Le Japon et les MOOCs

Les MOOCs au Japon, par l'un des fondateurs du MOOC ITyPA

Lorsqu'ils s'intéressent aux MOOCs, les journalistes et veilleurs cherchent à savoir d'abord ce qui se passe aux Etats-Unis, puis dans leur propre pays. Rarement ailleurs. Pourtant, le phénomène touche un grand nombre de pays, répartis dans différentes aires culturelles. Des initiatives voient le jour dans les pays arabes, en Turquie, en Inde et bien sûr en Extrême-Orient. Nous avons déjà évoqué la stratégie de la Chine pour tenir sa place dans la bataille des MOOCs. Qu'en est-il du Japon, pays dont la culture excerce une certaine fascination sur les Occidentaux ?

Nous avons posé la question à Morgan Magnin, professeur d’informatique à l’Ecole Centrale de Nantes. Depuis juin 2014, il est accueilli en tant que chercheur invité à la JSPS (équivalent du CNRS) de Tokyo, au Japon.

En 2012, Morgan Magnin fut l’un des co-créateurs d’ITyPA, premier MOOC produit en France. Récemment, il signalait sur Twitter qu’un ouvrage était paru au Japon sur le sujet des MOOCs. Les Japonais sont-ils mooqueurs ? Si oui, quelles plateformes utilisent-ils et dans quelles langues étudient-ils ? Y a t-il dans ce pays une stratégie publique nationale de création de MOOCs, comme en France par exemple ?

Morgan a bien voulu répondre à toutes ces questions et à quelques autres, lors d’une interview réalisée via Skype car hélas, je ne me suis pas rendue au Japon pour le rencontrer.


Depuis quand les Japonais s’intéressent-ils aux MOOCs ?

C’est assez récent, depuis le début de l’année 2013, environ. On constate donc un petit décalage temporel entre l’explosion du phénomène dans le monde anglo-saxon, aux Etats-Unis en particulier, et la réaction locale. C’est sensiblement le même schéma qu’en France.


Et donc, les MOOCs sont-ils devenus un phénomène de mode aussi… massif que dans certains autres pays ?
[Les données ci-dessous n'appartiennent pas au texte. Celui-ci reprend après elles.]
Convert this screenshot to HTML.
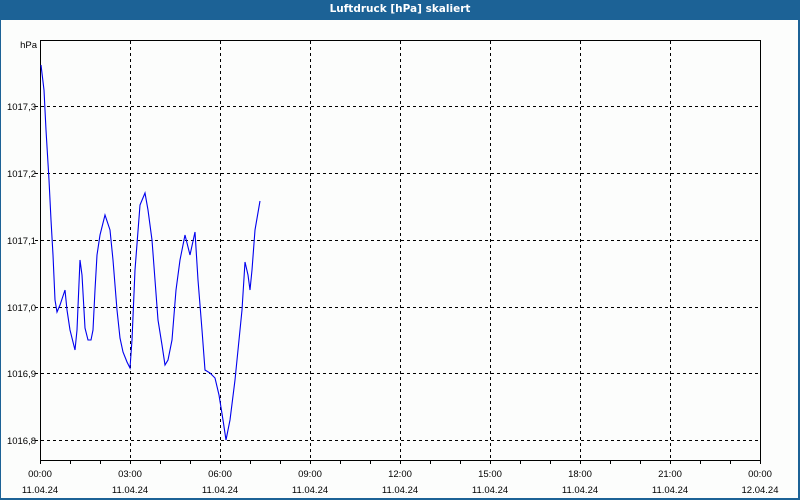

Non, pas du tout. On en parle, quelques ouvrages sur le sujet ont été publiés, des plateformes existent, mais il ne s’agit pas d’un buzz word aussi évident qu’aux USA ou dans les pays européens. Le nombre d’inscrits est encore assez modeste, autour de 100 ou 200 000 probablement (désolé de ne pas être plus précis, mais je n'ai pas vu de synthèse des chiffres avancés sur les différentes plateformes), et je n’ai encore pas rencontré personnellement qui que ce soit ici qui ait suivi un MOOC.


Diriez-vous alors que les MOOCs sont regardés avec un intérêt limité et qu’ils ne vont pas durer au Japon ?

Ah non, je ne dirais pas ça. Je dirais que les MOOCs vont s’installer, offrant des opportunités supplémentaires pour étudier et de se former tout au long de la vie.

Il faut savoir que les Japonais sont friands d’apprentissage et sont bien équipés pour cela.

Ils lisent énormément, partout. Et pas seulement des mangas, comme on le croit trop souvent en Occident. Il y a dans les villes japonaises, de nombreux cafés dans lesquels les gens s’installent pour lire pendant plusieurs heures. C’est un phénomène fréquent aux Etats-Unis par exemple, mais pas si répandu en France. Les librairies sont très fréquentées et proposent un choix d’ouvrages impressionnant. Dans les bibliothèques, les livres tournent beaucoup.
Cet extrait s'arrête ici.